Historically advanced analytics and data mining practitioners did have tools that automated steps in the overall machine learning process. For example during the data understanding step of the Cross Industry Standard Process for Data Mining (CRISP-DM), a data scientist might run routines to rapidly identify attributes with the most information gain. The example below is from classic open source Weka Explorer for data mining using Microsoft Adventure Works sample Bike Buyers data.
On the data load and preprocess screen, data quality and skewness of manually selected fields can be reviewed. On the select attributes screen, information gain and ranking routines can be run. Weka provides a vast library of predictive algorithms and granular control of model settings. The steps are not hard but there is a steep learning curve in predictive modeling data prep and technique. The CRISP-DM process can be quite time consuming. As a result, predictive modeling projects are often time boxed.
After working through all of the CRISP-DM steps and finding a reliable predictive model, the algorithm output might get embedded into a business application, report or dashboard. If a predictive model was not found, the knowledge gained from simply understanding the most relevant attributes for increasing bike sales alone could provide fantastic business value to a marketer wanting to know where to invest limited budget dollars.
This same information gain concept can also be found in IBM Watson Analytics, BeyondCore and other modern BI tools designed specifically for a non-technical business user. In citizen data science tools, the approach and presentation are different. These offerings provide “easy button”, point, click and done analytics that automate the CRISP-DM process and create attractive presentation-ready output. Here are the findings from the same Bike Buyer data set ran within IBM Watson.
Here is the IBM Watson Analytics data quality report presentation that identifies outliers and skewed distributions.
To check individual attributes, the user would go to the Explore area of IBM Watson Analytics and manually drag and drop fields to the canvas.
Just like free Weka, free IBM Watson Analytics found cars, age and commute distance to provide the most information gain with regards to predicting bike purchases. The visual display of the same information is a bit more modernized and appealing. There was not an automated presentation or model export capability like I saw in BeyondCore for the analyst. IBM Watson Analytics seems to use a black box approach.
Taking automated information gain concepts much further, BeyondCore also provides interactive guided predictive analytics. Natural language descriptions of predictive model results aid business user understanding of machine learning findings.
Interactive forms allow the user to experiment and see how changing attribute options influences the outcome. This capability is exceptionally nice for rapid decision making in an uncertain world.
BeyondCore analysis can be exported in presentation-ready format to Word or PowerPoint. Automatically created predictive models can be output to SQL or R for embedding decision intelligence into other business applications.
Ideally citizen data science tools that automatically generate predictive models would also include detailed performance results such as ROC/lift curves, errors and error matrices in an advanced menu for the power business user or professional data analyst to review.
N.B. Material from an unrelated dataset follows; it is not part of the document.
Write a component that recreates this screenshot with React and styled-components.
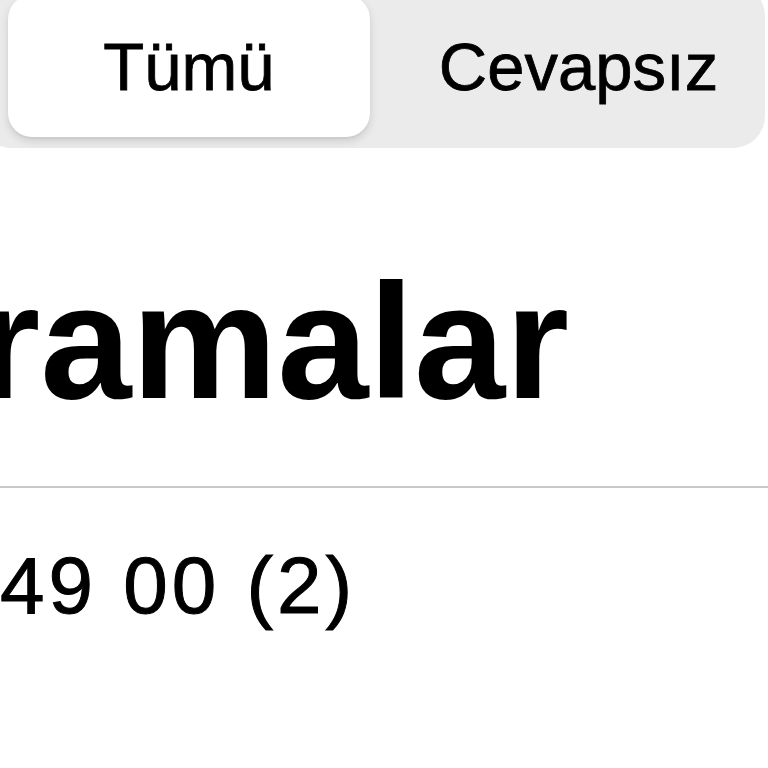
import React from 'react'
import styled, { createGlobalStyle } from 'styled-components'

const GlobalStyle = createGlobalStyle`
  html, body {
    margin: 0;
    padding: 0;
    background: #ffffff;
  }
  body {
    font-family: 'Liberation Sans', Arial, sans-serif;
    color: #000;
  }
`

const Screen = styled.div`
  width: 768px;
  height: 768px;
  overflow: hidden;
  background: #fff;
  display: flex;
  flex-direction: column;
`

const Segmented = styled.div`
  display: flex;
  align-items: stretch;
  margin: -16px 0 0 -20px;
  width: 785px;
  height: 164px;
  box-sizing: border-box;
  padding: 11px 0 11px 28px;
  background: #ebebeb;
  border-radius: 32px;
`

const Segment = styled.div`
  display: flex;
  align-items: center;
  justify-content: center;
  box-sizing: border-box;
  width: ${p => (p.$active ? '362px' : 'auto')};
  flex: ${p => (p.$active ? '0 0 auto' : '1')};
  padding-left: ${p => (p.$active ? '0' : '22px')};
  background: ${p => (p.$active ? '#ffffff' : 'transparent')};
  border-radius: 24px;
  box-shadow: ${p =>
    p.$active ? '0 4px 8px rgba(0,0,0,0.13), 0 2px 2px rgba(0,0,0,0.04)' : 'none'};
  font-size: 67px;
  line-height: 1;
  color: #000;
  -webkit-text-stroke: 0.8px #000;
`

const Title = styled.h1`
  margin: 112px 0 0 -142px;
  font-size: 164px;
  line-height: 1;
  font-weight: 700;
  white-space: nowrap;
  color: #000;
`

const Divider = styled.div`
  margin-top: 62px;
  height: 2px;
  background: #c8c8c8;
`

const Row = styled.div`
  margin: 58px 0 0 0;
  font-size: 80px;
  line-height: 1;
  letter-spacing: 4px;
  white-space: nowrap;
  color: #000;
  -webkit-text-stroke: 1px #000;
`

export default function App() {
  return (
    <>
      <GlobalStyle />
      <Screen>
        <Segmented>
          <Segment $active>Tümü</Segment>
          <Segment>Cevapsız</Segment>
        </Segmented>
        <Title>Aramalar</Title>
        <Divider />
        <Row>49 00 (2)</Row>
      </Screen>
    </>
  )
}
Where predictive models perform acceptably and where they error is something that I like to understand before relying on them for business decisions. Having sold these solutions in the past to finance, operations and marketing professionals, I learned that I was not alone in wanting predictive model performance information. Business buyers do ask where they can get more detail on the statistical significance of results shown in cool reports. Business users also refer to estimated lift or return on investment when pitching projects internally.
Another important feature to evaluate that I have not seen in all citizen data science tools is the ability to output automated predictive model formats or query a web service. I prefer output formats that developers can use to operationalize intelligence in decision making processes. In my opinion, black box models leave a lot to be desired when it comes to providing actionable analytics for everyone.
Analytics Automation is Awesome
I found analytics automation offerings to be easy to use and truly valuable for many use cases. With the open source and freemium models, there are no excuses for not giving them a try with your own data to see what insights are identified. Learn to love the citizen data scientists shift. Dig into how these technologies actually work, what data to feed into them and how to get the most value out of them.